- **Data**
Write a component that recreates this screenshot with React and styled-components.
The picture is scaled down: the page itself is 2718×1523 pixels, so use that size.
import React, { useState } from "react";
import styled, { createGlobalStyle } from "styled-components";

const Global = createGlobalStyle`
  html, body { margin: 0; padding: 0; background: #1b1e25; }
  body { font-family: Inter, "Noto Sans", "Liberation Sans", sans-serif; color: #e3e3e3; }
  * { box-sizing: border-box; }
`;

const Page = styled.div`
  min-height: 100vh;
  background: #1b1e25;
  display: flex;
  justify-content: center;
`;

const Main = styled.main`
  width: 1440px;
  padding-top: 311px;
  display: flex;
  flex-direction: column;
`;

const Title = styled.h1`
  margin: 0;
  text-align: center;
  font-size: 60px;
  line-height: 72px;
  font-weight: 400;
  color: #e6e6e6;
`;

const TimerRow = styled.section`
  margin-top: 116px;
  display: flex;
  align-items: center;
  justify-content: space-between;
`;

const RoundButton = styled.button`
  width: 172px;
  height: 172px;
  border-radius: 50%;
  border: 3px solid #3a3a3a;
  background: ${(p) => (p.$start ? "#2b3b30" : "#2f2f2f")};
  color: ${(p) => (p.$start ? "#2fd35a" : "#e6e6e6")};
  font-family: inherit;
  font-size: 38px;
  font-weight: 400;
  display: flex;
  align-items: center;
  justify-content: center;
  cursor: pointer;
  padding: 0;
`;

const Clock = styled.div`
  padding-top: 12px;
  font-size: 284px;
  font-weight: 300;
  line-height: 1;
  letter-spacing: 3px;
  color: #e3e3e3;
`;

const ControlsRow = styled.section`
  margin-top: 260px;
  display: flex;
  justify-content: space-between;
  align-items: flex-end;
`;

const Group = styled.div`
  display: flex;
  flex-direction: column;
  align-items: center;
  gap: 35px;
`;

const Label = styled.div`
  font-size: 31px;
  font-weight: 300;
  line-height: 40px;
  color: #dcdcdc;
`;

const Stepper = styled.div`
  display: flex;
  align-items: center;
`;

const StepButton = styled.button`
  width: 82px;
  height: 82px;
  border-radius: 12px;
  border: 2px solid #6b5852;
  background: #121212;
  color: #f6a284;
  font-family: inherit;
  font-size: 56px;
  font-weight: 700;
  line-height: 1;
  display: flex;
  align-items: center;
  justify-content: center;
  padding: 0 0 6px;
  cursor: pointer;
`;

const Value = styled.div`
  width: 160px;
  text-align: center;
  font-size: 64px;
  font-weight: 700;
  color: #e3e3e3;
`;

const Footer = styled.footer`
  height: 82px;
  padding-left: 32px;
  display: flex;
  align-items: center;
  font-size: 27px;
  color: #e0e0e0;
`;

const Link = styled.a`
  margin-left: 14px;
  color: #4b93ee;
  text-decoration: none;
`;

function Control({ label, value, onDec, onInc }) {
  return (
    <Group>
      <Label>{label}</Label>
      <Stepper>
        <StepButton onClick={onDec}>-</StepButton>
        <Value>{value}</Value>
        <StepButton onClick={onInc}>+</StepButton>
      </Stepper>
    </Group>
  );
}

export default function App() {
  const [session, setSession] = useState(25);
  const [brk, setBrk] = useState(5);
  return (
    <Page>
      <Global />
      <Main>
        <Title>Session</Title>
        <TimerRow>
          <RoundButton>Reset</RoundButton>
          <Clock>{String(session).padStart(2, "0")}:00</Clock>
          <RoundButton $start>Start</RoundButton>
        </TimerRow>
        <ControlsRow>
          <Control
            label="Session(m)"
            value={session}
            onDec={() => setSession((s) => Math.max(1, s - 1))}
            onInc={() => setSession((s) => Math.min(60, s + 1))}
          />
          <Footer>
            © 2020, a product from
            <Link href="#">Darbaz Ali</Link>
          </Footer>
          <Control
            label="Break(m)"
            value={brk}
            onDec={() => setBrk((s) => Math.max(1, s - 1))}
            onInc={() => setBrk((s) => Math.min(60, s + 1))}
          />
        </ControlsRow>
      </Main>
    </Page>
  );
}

- **Request**
Reproduce the complete set of lines precisely as supplied.

- **Task answer**
Write a component that recreates this screenshot with React and styled-components.
The picture is scaled down: the page itself is 2718×1523 pixels, so use that size.
import React, { useState } from "react";
import styled, { createGlobalStyle } from "styled-components";

const Global = createGlobalStyle`
  html, body { margin: 0; padding: 0; background: #1b1e25; }
  body { font-family: Inter, "Noto Sans", "Liberation Sans", sans-serif; color: #e3e3e3; }
  * { box-sizing: border-box; }
`;

const Page = styled.div`
  min-height: 100vh;
  background: #1b1e25;
  display: flex;
  justify-content: center;
`;

const Main = styled.main`
  width: 1440px;
  padding-top: 311px;
  display: flex;
  flex-direction: column;
`;

const Title = styled.h1`
  margin: 0;
  text-align: center;
  font-size: 60px;
  line-height: 72px;
  font-weight: 400;
  color: #e6e6e6;
`;

const TimerRow = styled.section`
  margin-top: 116px;
  display: flex;
  align-items: center;
  justify-content: space-between;
`;

const RoundButton = styled.button`
  width: 172px;
  height: 172px;
  border-radius: 50%;
  border: 3px solid #3a3a3a;
  background: ${(p) => (p.$start ? "#2b3b30" : "#2f2f2f")};
  color: ${(p) => (p.$start ? "#2fd35a" : "#e6e6e6")};
  font-family: inherit;
  font-size: 38px;
  font-weight: 400;
  display: flex;
  align-items: center;
  justify-content: center;
  cursor: pointer;
  padding: 0;
`;

const Clock = styled.div`
  padding-top: 12px;
  font-size: 284px;
  font-weight: 300;
  line-height: 1;
  letter-spacing: 3px;
  color: #e3e3e3;
`;

const ControlsRow = styled.section`
  margin-top: 260px;
  display: flex;
  justify-content: space-between;
  align-items: flex-end;
`;

const Group = styled.div`
  display: flex;
  flex-direction: column;
  align-items: center;
  gap: 35px;
`;

const Label = styled.div`
  font-size: 31px;
  font-weight: 300;
  line-height: 40px;
  color: #dcdcdc;
`;

const Stepper = styled.div`
  display: flex;
  align-items: center;
`;

const StepButton = styled.button`
  width: 82px;
  height: 82px;
  border-radius: 12px;
  border: 2px solid #6b5852;
  background: #121212;
  color: #f6a284;
  font-family: inherit;
  font-size: 56px;
  font-weight: 700;
  line-height: 1;
  display: flex;
  align-items: center;
  justify-content: center;
  padding: 0 0 6px;
  cursor: pointer;
`;

const Value = styled.div`
  width: 160px;
  text-align: center;
  font-size: 64px;
  font-weight: 700;
  color: #e3e3e3;
`;

const Footer = styled.footer`
  height: 82px;
  padding-left: 32px;
  display: flex;
  align-items: center;
  font-size: 27px;
  color: #e0e0e0;
`;

const Link = styled.a`
  margin-left: 14px;
  color: #4b93ee;
  text-decoration: none;
`;

function Control({ label, value, onDec, onInc }) {
  return (
    <Group>
      <Label>{label}</Label>
      <Stepper>
        <StepButton onClick={onDec}>-</StepButton>
        <Value>{value}</Value>
        <StepButton onClick={onInc}>+</StepButton>
      </Stepper>
    </Group>
  );
}

export default function App() {
  const [session, setSession] = useState(25);
  const [brk, setBrk] = useState(5);
  return (
    <Page>
      <Global />
      <Main>
        <Title>Session</Title>
        <TimerRow>
          <RoundButton>Reset</RoundButton>
          <Clock>{String(session).padStart(2, "0")}:00</Clock>
          <RoundButton $start>Start</RoundButton>
        </TimerRow>
        <ControlsRow>
          <Control
            label="Session(m)"
            value={session}
            onDec={() => setSession((s) => Math.max(1, s - 1))}
            onInc={() => setSession((s) => Math.min(60, s + 1))}
          />
          <Footer>
            © 2020, a product from
            <Link href="#">Darbaz Ali</Link>
          </Footer>
          <Control
            label="Break(m)"
            value={brk}
            onDec={() => setBrk((s) => Math.max(1, s - 1))}
            onInc={() => setBrk((s) => Math.min(60, s + 1))}
          />
        </ControlsRow>
      </Main>
    </Page>
  );
}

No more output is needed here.